··· Exercise input

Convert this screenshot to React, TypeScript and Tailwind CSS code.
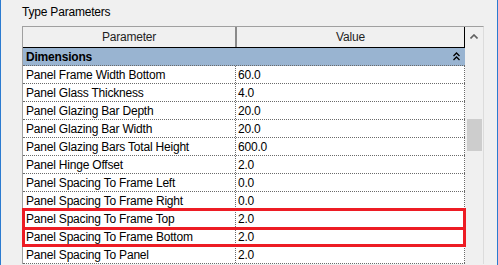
import React from 'react';

const rows = [
  { name: 'Panel Frame Width Bottom', value: '60.0' },
  { name: 'Panel Glass Thickness', value: '4.0' },
  { name: 'Panel Glazing Bar Depth', value: '20.0' },
  { name: 'Panel Glazing Bar Width', value: '20.0' },
  { name: 'Panel Glazing Bars Total Height', value: '600.0' },
  { name: 'Panel Hinge Offset', value: '2.0' },
  { name: 'Panel Spacing To Frame Left', value: '0.0' },
  { name: 'Panel Spacing To Frame Right', value: '0.0' },
  { name: 'Panel Spacing To Frame Top', value: '2.0' },
  { name: 'Panel Spacing To Frame Bottom', value: '2.0' },
  { name: 'Panel Spacing To Panel', value: '2.0' },
];

function CollapseIcon() {
  return (
    <svg width="7" height="9" viewBox="0 0 7 9" className="block">
      <path d="M0.5 4 L3.5 1 L6.5 4" fill="none" stroke="#000" strokeWidth="1.3" />
      <path d="M0.5 8 L3.5 5 L6.5 8" fill="none" stroke="#000" strokeWidth="1.3" />
    </svg>
  );
}

function UpArrow() {
  return (
    <svg width="8" height="5" viewBox="0 0 8 5" className="block">
      <path d="M0.5 4.5 L4 1 L7.5 4.5" fill="none" stroke="#606060" strokeWidth="1.6" />
    </svg>
  );
}

export default function App() {
  return (
    <div
      className="relative w-[498px] h-[265px] overflow-hidden bg-[#f0f0f0] border-x border-[#2b7bd0] text-[12px] tracking-[-0.2px] text-black"
      style={{ fontFamily: '"Liberation Sans", Arial, sans-serif' }}
    >
      {/* Section label */}
      <div className="h-[26px] pl-[21px] pt-[5px] leading-[15px]">Type Parameters</div>

      {/* Properties grid */}
      <div className="ml-[21px] w-[462px] border-l border-t border-r border-l-[#a0a0a0] border-t-[#a0a0a0] border-r-[#dcdcdc] flex">
        <div className="w-[442px] bg-white">
          {/* Header */}
          <div className="flex h-[21px] bg-[#f0f0f0] border-b border-black text-[#1f1f1f]">
            <div className="w-[214px] border-r-2 border-[#8a8a8a] flex items-center justify-center">Parameter</div>
            <div className="w-[228px] border-r border-black flex items-center justify-center">Value</div>
          </div>

          {/* Group row */}
          <div className="flex items-center h-[18px] bg-[#99b4d1] border-b border-dotted border-[#6a6a6a] pl-[3px] pr-[5px] font-bold">
            <span className="flex-1">Dimensions</span>
            <CollapseIcon />
          </div>

          {rows.map((row) => (
            <div key={row.name} className="flex h-[18px] border-b border-dotted border-[#6a6a6a]">
              <div className="w-[213px] border-r border-dotted border-[#6a6a6a] pl-[3px] flex items-center whitespace-nowrap">
                {row.name}
              </div>
              <div className="w-[229px] border-r border-dotted border-[#6a6a6a] pl-[2px] flex items-center">
                {row.value}
              </div>
            </div>
          ))}
        </div>

        {/* Scrollbar */}
        <div className="w-[18px] bg-[#f0f0f0] flex flex-col items-center">
          <div className="h-[17px] w-full flex items-center justify-center pt-[1px]">
            <UpArrow />
          </div>
          <div className="mt-[75px] w-[15px] h-[32px] bg-[#cdcdcd]" />
        </div>
      </div>

      {/* Highlight boxes */}
      <div className="absolute left-[21px] top-[208px] w-[444px] h-[22px] border-[3px] border-[#ed1c24]" />
      <div className="absolute left-[21px] top-[227px] w-[444px] h-[20px] border-[3px] border-[#ed1c24]" />
    </div>
  );
}
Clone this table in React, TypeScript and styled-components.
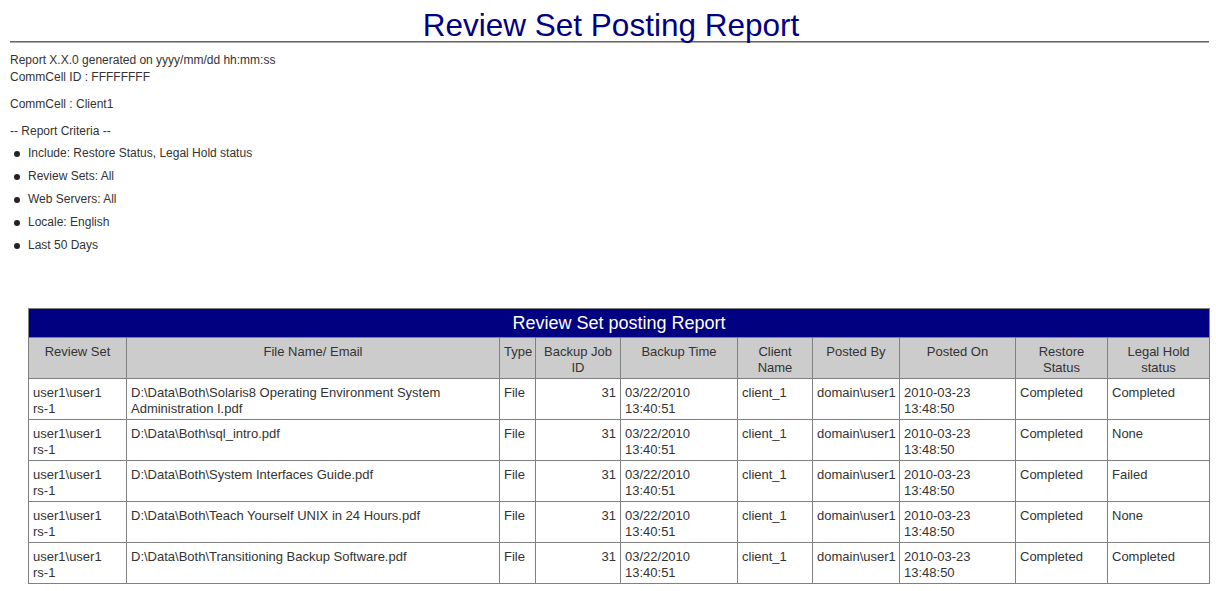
import React from "react";
import styled, { createGlobalStyle } from "styled-components";

const Global = createGlobalStyle`
  html, body { margin: 0; padding: 0; background: #fff; }
  body { font-family: "Liberation Sans", Arial, sans-serif; color: #333; }
`;

const Page = styled.div`
  padding: 0 7px 0 10px;
`;

const Title = styled.h1`
  margin: 9px 0 0;
  padding-left: 3px;
  font-size: 31.5px;
  line-height: 32px;
  font-weight: normal;
  text-align: center;
  color: #000080;
`;

const Rule = styled.div`
  height: 1px;
  border-top: 1px solid #666;
  background: #aaa;
`;

const Info = styled.div`
  margin-top: 9px;
  font-size: 12px;
  line-height: 17px;
`;

const Line = styled.div<{ $gap?: number }>`
  margin-top: ${(p) => p.$gap ?? 0}px;
`;

const Criteria = styled.ul`
  list-style: none;
  margin: 5px 0 0;
  padding: 0;
  font-size: 12px;
  line-height: 17px;
`;

const Item = styled.li`
  position: relative;
  padding-left: 18px;
  height: 17px;
  margin-bottom: 5.9px;
  &::before {
    content: "";
    position: absolute;
    left: 4px;
    top: 6px;
    width: 6px;
    height: 6px;
    border-radius: 50%;
    background: #222;
  }
`;

const Table = styled.table`
  margin: 54px 0 0 18px;
  width: 1182px;
  border-collapse: collapse;
  table-layout: fixed;
  font-size: 13px;
  line-height: 16px;
  color: #333;
`;

const Caption = styled.th`
  background: #000080;
  color: #fff;
  font-size: 18px;
  font-weight: normal;
  height: 29px;
  padding: 1px 0 0;
  box-sizing: border-box;
  border: 1px solid #808080;
  line-height: 20px;
`;

const Head = styled.th`
  background: #ccc;
  font-weight: normal;
  text-align: center;
  vertical-align: top;
  padding: 6px 4px 2px;
  height: 32px;
  border: 1px solid #808080;
  color: #333;
`;

const Cell = styled.td<{ $right?: boolean }>`
  text-align: ${(p) => (p.$right ? "right" : "left")};
  vertical-align: top;
  padding: 6px 4px 2px;
  height: 32px;
  border: 1px solid #808080;
`;

const widths = [98, 373, 36, 85, 117, 75, 87, 116, 92, 102];
const headers = [
  "Review Set",
  "File Name/ Email",
  "Type",
  "Backup Job ID",
  "Backup Time",
  "Client Name",
  "Posted By",
  "Posted On",
  "Restore Status",
  "Legal Hold status",
];

const files: [string, string][] = [
  ["D:\\Data\\Both\\Solaris8 Operating Environment System Administration I.pdf", "Completed"],
  ["D:\\Data\\Both\\sql_intro.pdf", "None"],
  ["D:\\Data\\Both\\System Interfaces Guide.pdf", "Failed"],
  ["D:\\Data\\Both\\Teach Yourself UNIX in 24 Hours.pdf", "None"],
  ["D:\\Data\\Both\\Transitioning Backup Software.pdf", "Completed"],
];

const criteria = [
  "Include: Restore Status, Legal Hold status",
  "Review Sets: All",
  "Web Servers: All",
  "Locale: English",
  "Last 50 Days",
];

export default function App() {
  return (
    <Page>
      <Global />
      <Title>Review Set Posting Report</Title>
      <Rule />
      <Info>
        <Line>Report X.X.0 generated on yyyy/mm/dd hh:mm:ss</Line>
        <Line>CommCell ID : FFFFFFFF</Line>
        <Line $gap={10}>CommCell : Client1</Line>
        <Line $gap={10}>-- Report Criteria --</Line>
      </Info>
      <Criteria>
        {criteria.map((c) => (
          <Item key={c}>{c}</Item>
        ))}
      </Criteria>
      <Table>
        <colgroup>
          {widths.map((w, i) => (
            <col key={i} style={{ width: w }} />
          ))}
        </colgroup>
        <thead>
          <tr>
            <Caption colSpan={10}>Review Set posting Report</Caption>
          </tr>
          <tr>
            {headers.map((h) => (
              <Head key={h}>{h}</Head>
            ))}
          </tr>
        </thead>
        <tbody>
          {files.map(([f, legal]) => (
            <tr key={f}>
              <Cell>
                user1\user1
                <br />
                rs-1
              </Cell>
              <Cell>{f}</Cell>
              <Cell>File</Cell>
              <Cell $right>31</Cell>
              <Cell>
                03/22/2010
                <br />
                13:40:51
              </Cell>
              <Cell>client_1</Cell>
              <Cell>domain\user1</Cell>
              <Cell>
                2010-03-23
                <br />
                13:48:50
              </Cell>
              <Cell>Completed</Cell>
              <Cell>{legal}</Cell>
            </tr>
          ))}
        </tbody>
      </Table>
    </Page>
  );
}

······

What the task asks -
Set down the records above word for word, from the first line through the line containing "import React from 'react';", both included; leave out the pictures.

Task answer -
Convert this screenshot to React, TypeScript and Tailwind CSS code.
import React from 'react';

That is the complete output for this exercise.